There are a few potential limitations to this study. The trial was of a relatively short duration (12 weeks); it may be that this period was not long enough to reveal any statistically or clinically relevant effects of treatment. Nonetheless, in the case of a symptomatic effect, one would expect an early response; therefore, a longer trial may not necessarily have yielded different results. Additionally, patients with a broad range of disease severity (mild-to-moderate with MMSE scores ranging from 15 to 26 at screening) were recruited, and the presence or absence of background AChEIs might also impact our findings. However, findings from the numerical analysis of the mild versus moderate probable AD dementia subgroups, as well as the subgroup of patients with concomitant AChEI use, were similar to those of the overall analyses.

Another potential limitation may be that some of the patients recruited for the trial were too advanced in the progression of their disease symptomatology for GlyT1 inhibition to have an effect [26]. It is recognized that for chronic conditions, symptomatic treatment must be administered as early as possible to have a significant effect on symptomatology [26], and this might be particularly pertinent for the patients with the more advanced probable AD dementia in this study.

In 2018, the NIA-AA changed their diagnostic criteria of AD for research purposes from a clinical to biological definition, with biomarker and neuropathological findings now forming the basis of these criteria [2]. Biomarker testing to diagnose the patients via the updated NIA-AA criteria was not conducted at the entry to the present study, and this may pose another limitation to our findings.

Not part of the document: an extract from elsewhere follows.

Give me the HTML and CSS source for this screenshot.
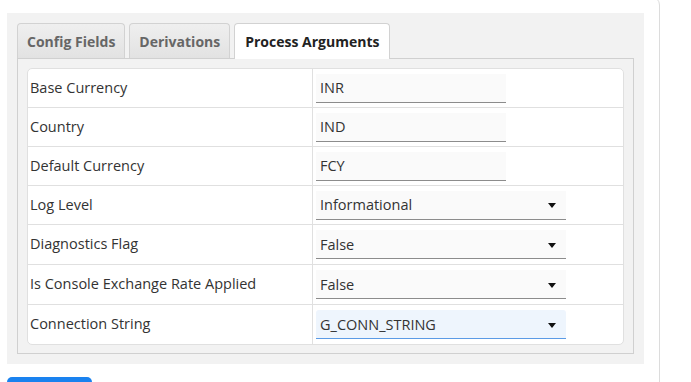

The lack of positive biomarker evidence of AD can be cited as a concern in dementia studies, as patients who meet the clinical criteria may not in fact have the disease [27]. With growing evidence to suggest that AD is heterogenous, a single approach to treatment might not be the most efficacious line of investigation; identification of subtypes of the disease may guide potential future targets and multifactorial intervention strategies [28, 29]. APOE4 is a possible therapeutic target, as carriers of this gene are more likely to develop AD [28]. In the present study, patients were tested for APOE4 (Table 1), with 49.7% of the study population being positive. Previous reports indicate that approximately 40–80% of patients with AD carry at least one copy of APOE4 [28, 30], suggesting that these patients may be at the lower end of representation in our study, compared with naturalistic samples or other clinical trials. However, results from the APOE4 population in this study were not notably different from the overall study findings.

Conclusions

In conclusion, no clinically meaningful changes from baseline in neuropsychological assessments were observed across a range of BI 425809 doses administered to patients with mild-to-moderate probable AD dementia. All treatments were generally well tolerated, and no new safety concerns were identified in the trial.